> _LISTING_:
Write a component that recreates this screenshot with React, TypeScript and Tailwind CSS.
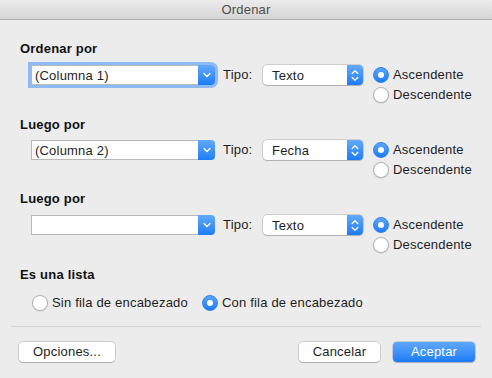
import React from "react";

function ChevronDown() {
  return (
    <svg width="8" height="6" viewBox="0 0 8 6" fill="none">
      <path d="M1 1.5 L4 4.5 L7 1.5" stroke="white" strokeWidth="1.3" strokeLinecap="round" strokeLinejoin="round" />
    </svg>
  );
}

function Stepper() {
  return (
    <svg width="8" height="13" viewBox="0 0 8 13" fill="none">
      <path d="M1.2 4.5 L4 1.7 L6.8 4.5" stroke="white" strokeWidth="1.3" strokeLinecap="round" strokeLinejoin="round" />
      <path d="M1.2 8.5 L4 11.3 L6.8 8.5" stroke="white" strokeWidth="1.3" strokeLinecap="round" strokeLinejoin="round" />
    </svg>
  );
}

function Radio({ checked }: { checked: boolean }) {
  if (checked) {
    return (
      <div className="w-[16px] h-[16px] rounded-full bg-gradient-to-b from-[#5aa5fb] to-[#1a7cf5] border border-[#2f83ea] flex items-center justify-center shrink-0">
        <div className="w-[6px] h-[6px] rounded-full bg-white" />
      </div>
    );
  }
  return (
    <div className="w-[16px] h-[16px] rounded-full bg-white border border-[#b3b3b3] shadow-[0_0.5px_1px_rgba(0,0,0,0.15)] shrink-0" />
  );
}

function Combo({ value, focused }: { value: string; focused?: boolean }) {
  return (
    <div
      className={
        "ml-[11px] w-[184px] h-[20px] flex rounded-r-[4px] " +
        (focused ? "shadow-[0_0_0_3px_#8fbaf3]" : "")
      }
    >
      <div className="flex-1 bg-white border border-[#b8b8b8] border-r-0 flex items-center pl-[3px] text-[13px] text-[#1e1e1e] leading-none">
        {value}
      </div>
      <div className="w-[17px] h-full rounded-r-[4px] bg-gradient-to-b from-[#62a9fa] to-[#1b7cf4] flex items-center justify-center">
        <ChevronDown />
      </div>
    </div>
  );
}

function Popup({ value }: { value: string }) {
  return (
    <div className="w-[100px] h-[20px] flex rounded-[4px] bg-white shadow-[0_0_0_0.5px_rgba(0,0,0,0.25),0_1px_1px_rgba(0,0,0,0.15)]">
      <div className="flex-1 flex items-center pl-[9px] text-[13px] text-[#1e1e1e] leading-none">{value}</div>
      <div className="w-[16px] h-full rounded-r-[4px] bg-gradient-to-b from-[#62a9fa] to-[#1b7cf4] flex items-center justify-center">
        <Stepper />
      </div>
    </div>
  );
}

function SortRow({ combo, tipo, focused }: { combo: string; tipo: string; focused?: boolean }) {
  return (
    <div className="flex items-start h-[40px]">
      <Combo value={combo} focused={focused} />
      <div className="ml-[8px] w-[40px] h-[20px] flex items-center text-[13px] text-[#1e1e1e]">Tipo:</div>
      <Popup value={tipo} />
      <div className="ml-[10px] flex flex-col">
        <div className="h-[20px] flex items-center gap-[4px] text-[13px] text-[#1e1e1e]">
          <Radio checked />
          <span>Ascendente</span>
        </div>
        <div className="h-[20px] flex items-center gap-[4px] text-[13px] text-[#1e1e1e]">
          <Radio checked={false} />
          <span>Descendente</span>
        </div>
      </div>
    </div>
  );
}

function Label({ children, className }: { children: React.ReactNode; className?: string }) {
  return <div className={"h-[16px] leading-[16px] text-[13px] font-bold text-[#111] " + (className || "")}>{children}</div>;
}

export default function App() {
  return (
    <div
      className="w-[492px] h-[378px] bg-[#ececec] flex flex-col overflow-hidden tracking-[0.2px]"
      style={{ fontFamily: '"Liberation Sans", Arial, sans-serif' }}
    >
      <div className="h-[20px] shrink-0 bg-gradient-to-b from-[#ebebeb] to-[#d5d5d5] border-b border-[#b1b1b1] flex items-center justify-center text-[13px] text-[#4d4d4d]">
        Ordenar
      </div>
      <div className="flex flex-col pl-[20px] pt-[21px]">
        <Label>Ordenar por</Label>
        <div className="mt-[8px]">
          <SortRow combo="(Columna 1)" tipo="Texto" focused />
        </div>
        <Label className="mt-[12px]">Luego por</Label>
        <div className="mt-[7px]">
          <SortRow combo="(Columna 2)" tipo="Fecha" />
        </div>
        <Label className="mt-[11px]">Luego por</Label>
        <div className="mt-[8px]">
          <SortRow combo="" tipo="Texto" />
        </div>
        <Label className="mt-[12px]">Es una lista</Label>
        <div className="mt-[10px] h-[20px] flex items-center pl-[12px] text-[13px] text-[#1e1e1e]">
          <div className="flex items-center gap-[4px]">
            <Radio checked={false} />
            <span>Sin fila de encabezado</span>
          </div>
          <div className="flex items-center gap-[4px] ml-[14px]">
            <Radio checked />
            <span>Con fila de encabezado</span>
          </div>
        </div>
      </div>
      <div className="mt-[13px] mx-[11px] h-px bg-[#d4d4d4]" />
      <div className="mt-[15px] flex items-center px-[19px] text-[13px]">
        <button className="w-[96px] h-[20px] rounded-[4px] bg-white shadow-[0_0_0_0.5px_rgba(0,0,0,0.25),0_1px_1px_rgba(0,0,0,0.15)] text-[#1e1e1e] flex items-center justify-center">
          Opciones...
        </button>
        <div className="flex-1" />
        <button className="w-[81px] h-[20px] rounded-[4px] bg-white shadow-[0_0_0_0.5px_rgba(0,0,0,0.25),0_1px_1px_rgba(0,0,0,0.15)] text-[#1e1e1e] flex items-center justify-center">
          Cancelar
        </button>
        <button className="ml-[13px] mr-[-2px] w-[82px] h-[20px] rounded-[4px] bg-gradient-to-b from-[#5fa8fb] to-[#1a7bf5] shadow-[0_0_0_0.5px_rgba(0,60,160,0.35),0_1px_1px_rgba(0,0,0,0.15)] text-white flex items-center justify-center">
          Aceptar
        </button>
      </div>
    </div>
  );
}
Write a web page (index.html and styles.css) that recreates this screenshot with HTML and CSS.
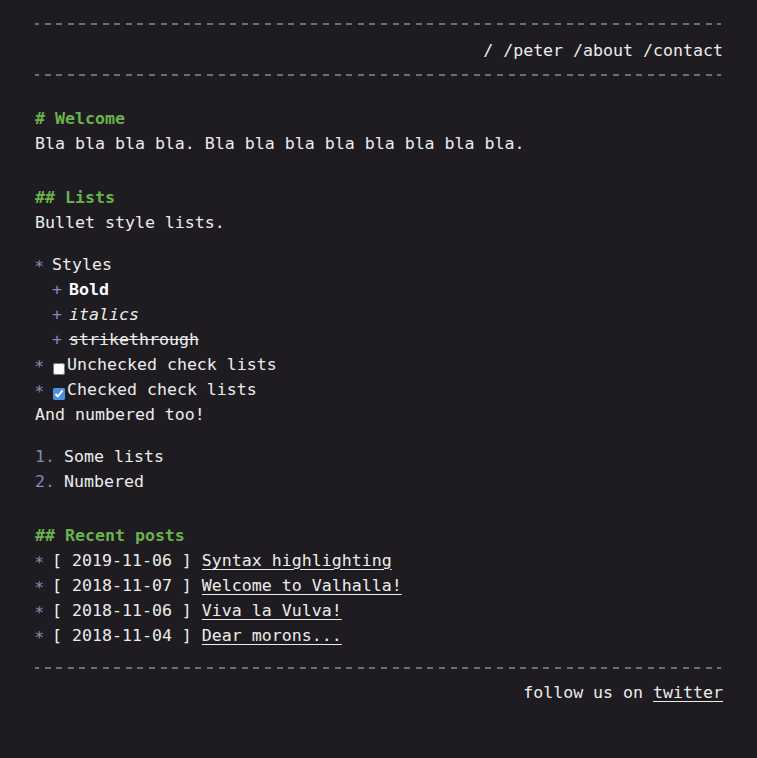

> _REQUIRED TASK_:
Which lines of the material contain the string "screenshot"? List each of them.

> _RESPONSE BELOW_:
Write a component that recreates this screenshot with React, TypeScript and Tailwind CSS.
Write a web page (index.html and styles.css) that recreates this screenshot with HTML and CSS.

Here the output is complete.